Um dos eixos de discussão da audiência pública organizada pela Agência Reguladora dos planos de saúde é a revisão técnica, que significa um reajuste extraordinário em contratos individuais e familiares deficitários. Temos sustentado que é um assunto muito polêmico e complicado e não deveria estar na pauta agora.
Para nossa surpresa, a ABRAMGE, associação que representa a maioria das empresas de planos de saúde, manifestou-se contrária à regulamentação da revisão técnica. Estranho não? Ora, se a medida beneficiaria as operadoras, por que elas mesmas não concordam?
É que o mercado entendeu que a proposta pode beneficiar empresas incompetentes, que não souberam vender. Vai desmerecer quem foi eficiente, de forma a que, num cenário absurdo como esse, as boas empresas perdem. Não pode ser assim!
Ainda mais, temos conhecimento que uma das companhias que DEVERIA estar interessada no reequilíbrio dos contratos é a Amil, que chegou a suspender a venda de planos individuais em 2013 e tentou se livrar dessa carteira em 2021.
Todavia, a Amil é um dos principais decisores na ABRAMGE. Então, o posicionamento da associação significa que nem a Amil acha razoável a ideia de autorizar reajustes extraordinários.
Já as seguradoras, por sua vez, não se abalam com a revisão técnica. Elas pararam de vender planos individuais há 2 décadas e eventual prejuízo com isso seria insignificante.
As autogestões, que são aquelas operadoras que fornecem planos de saúde aos próprios empregados das empresas patrocinadoras (como a GEAP, a CASSI etc.), não precisam que seja regulamentada a revisão técnica. A regulação atual permite que elas revisem o preço dos seus produtos, mediante decisão paritária do seu Conselho de Administração. Por sinal, não precisam nem de autorização da ANS. Inclusive, foi assim que a GEAP se salvou em 2021, com a recomposição dos valores deficitários.

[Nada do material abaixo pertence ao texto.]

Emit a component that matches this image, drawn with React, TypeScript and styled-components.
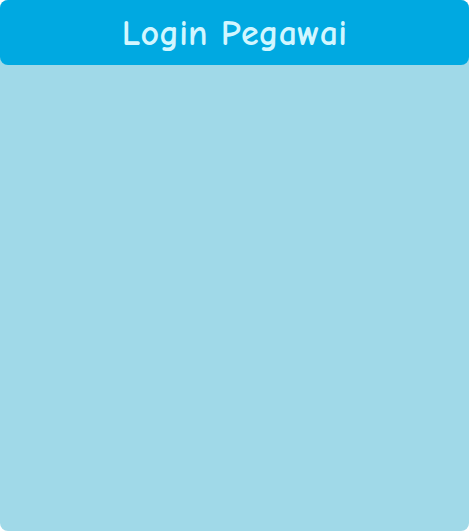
import React from "react";
import styled, { createGlobalStyle } from "styled-components";

const Global = createGlobalStyle`
  html, body { margin: 0; padding: 0; background: #ffffff; }
  body { font-family: "Comic Sans MS", "Comic Neue", "Open Sans", sans-serif; }
`;

const Card = styled.div`
  width: 469px;
  height: 531px;
  background: #a0d9e8;
  border-radius: 8px;
  display: flex;
  flex-direction: column;
`;

const Header = styled.div`
  height: 65px;
  background: #00a9e1;
  border-radius: 8px;
  display: flex;
  align-items: center;
  justify-content: center;
`;

const Title = styled.h1`
  margin: 0;
  padding-top: 2px;
  font-family: "Comic Sans MS", "Comic Neue", "Open Sans", sans-serif;
  font-weight: 700;
  font-size: 36px;
  color: #d2f6ff;
  letter-spacing: 0.2px;
`;

export default function App() {
  return (
    <>
      <Global />
      <Card>
        <Header>
          <Title>Login Pegawai</Title>
        </Header>
      </Card>
    </>
  );
}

Então, sobrou quem? Deixa-me ver... Ah, as cooperativas! Sempre elas.
As Unimeds estão numa grave crise econômica, financeira, política e operacional. No passado, elas transferiam a culpa da sua incompetência de gestão para o regulador. Diziam ser absurdo a manutenção de reservas técnicas financeiras tão altas. A ANS resolveu isso, até mesmo aumentando o percentual de imóveis que podem garantir as obrigações do plano. Então, a desculpa agora tem que ser outra. A bola da vez é o plano individual.
Todos sabemos que as cooperativas médicas são muito fortes na venda de contrato individuais, para pessoa física. Já o que nem todos sabem é que a precificação desses contratos, durante décadas, estava sob a direção de médicos, os Diretores Comerciais dessas cooperativas. Aí, com todo respeito ao profissional da saúde, seria difícil dar certo né? Porque ele não é atuário.
Sem falar nos desfalques que temos visto, as Unimeds passaram muito tempo sendo mal administradas. Tem muito contrato com preço inexequível. E querem consertar isso transferindo o problema para o consumidor, ao invés de responsabilizar o diretor que errou.
Soube que estavam até contratando lobby do setor para convencer a Diretoria da ANS a autorizar o reequilíbrio. Mas a Agência é séria, não funciona assim. Os técnicos puseram o assunto em pauta pública, com um recado claro: é a sociedade quem decide.
Com efeito, tenho que confessar minha admiração por algumas estratégias regulatórias. A sociedade leva o tiro e não sabe nem de onde veio. Mas quando conseguimos ir eliminando os suspeitos, sempre dá para ver quem foi o atirador. Nesse caso, é aquele sujeito que se diz bonzinho, que se apresenta numa cooperativa que ajuda os médicos, que sempre se anuncia ao lado do consumidor. Será?
Enfim, quando até os lobos preservam as ovelhas, temos realmente que abrir os olhos. E aí é quando a gente enxerga que tem gente que se diz ovelha, mas não é.
O momento de discutir revisão técnica não é hoje, ainda mais quando os números anunciam grandes lucros do setor. Por que revisar o que está dando lucro? Reponde pra gente, ANS.